If your ex keeps showing up in your dreams, it’s worth asking what in your current life might be pulling them to the surface. The dream may not be about them at all. If your ex brings up feelings of frustration, insecurity, or conflict, consider what in your present life is triggering those same emotions. Your sleeping brain often borrows a familiar face to represent a current feeling.
Your Attachment Style Plays a Role
Not everyone dreams about an ex with the same frequency or emotional intensity, and your attachment style helps explain why. People with anxious or avoidant attachment styles experience significantly more stress, conflict, anxiety, and jealousy in their dreams about romantic partners, both current and former. If you tend toward anxious attachment (fear of abandonment, need for reassurance), you’re more likely to have vivid, emotionally charged dreams about an ex, especially after a breakup that lacked closure.
People with secure attachment styles, by contrast, don’t show the same spikes in negative dream emotions. Their dreams about former partners tend to carry less emotional weight. This doesn’t mean something is wrong with you if your ex-dreams feel intense. It’s a reflection of how your nervous system processes relational stress, not a sign you’re stuck or doing something wrong.
The Timeline of Ex Dreams
In the first weeks and months after a breakup, dreaming about your ex almost every night is normal. Many people report nightly dreams in the first six weeks, gradually tapering to once a week by month three or four, and then becoming occasional after that. The pattern is not perfectly linear. You might go weeks without a dream and then have several in a row, often triggered by a stressful event or an unexpected reminder.
For some people, ex dreams continue sporadically for years. In the large survey of nearly 1,700 adults (average age in the mid-50s), participants reported ex-partner dreams persisting long after the relationship ended. This is normal. What changes over time is the emotional quality of the dreams. Early on, the dreams tend to carry longing, anxiety, or sadness. Over time, they shift toward something more neutral, like running into an old acquaintance and feeling nothing particularly strong about it.

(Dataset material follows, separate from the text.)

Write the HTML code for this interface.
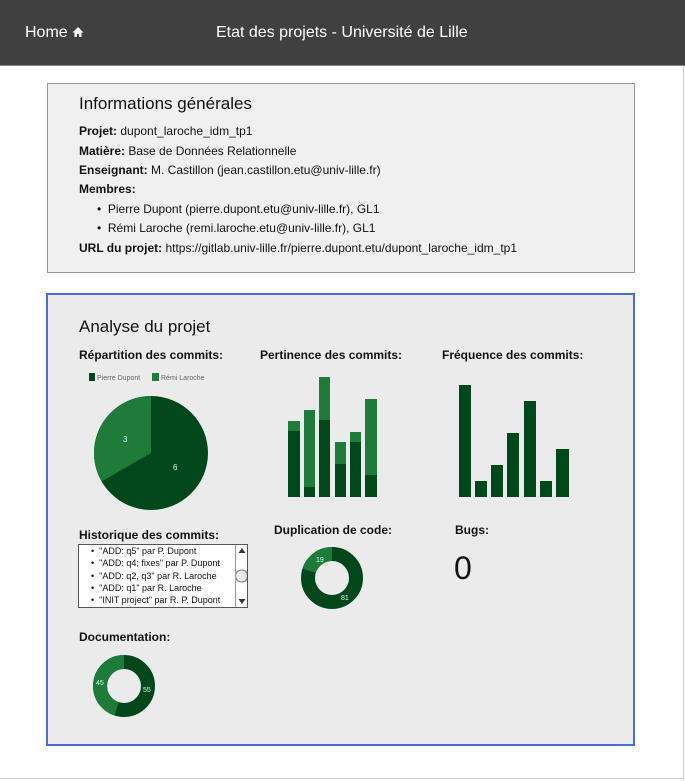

If the dreams remain intensely distressing many months later and are disrupting your sleep or daily functioning, that can signal that the emotional processing has gotten stuck. Unresolved grief, trauma from the relationship, or a breakup that happened without any real closure can keep the cycle going at full intensity longer than typical.
What the Dream Doesn’t Mean
A dream about your ex is not a sign from the universe that you belong together. It’s not evidence of a soulmate connection, and it doesn’t mean you secretly want them back. Dreams pull from emotional memory, not from rational desire. Your brain is working with the material it has, and a person you spent significant time with is rich material.
It also doesn’t mean you’re not over them. People in happy, committed new relationships still dream about former partners. The brain doesn’t neatly archive old relationships the moment a new one begins. These dreams reflect the depth of the original emotional imprint, not the current state of your heart.
How to Reduce the Frequency
You can’t control your dreams directly, but you can reduce the waking-life inputs that fuel them. Unfollowing or muting your ex on social media removes one of the most common triggers. Limiting conversations about them with friends can also help. If you’re journaling, writing about the feelings rather than replaying specific memories or scenarios can help your brain process the emotions while you’re awake, leaving less unfinished business for sleep.
Physical stress management matters too. Exercise, consistent sleep schedules, and reducing alcohol (which disrupts REM sleep and can intensify dream recall) all support healthier sleep architecture. When your overall stress levels drop, the emotional charge your brain needs to process at night decreases with it, and ex dreams tend to fade along with it.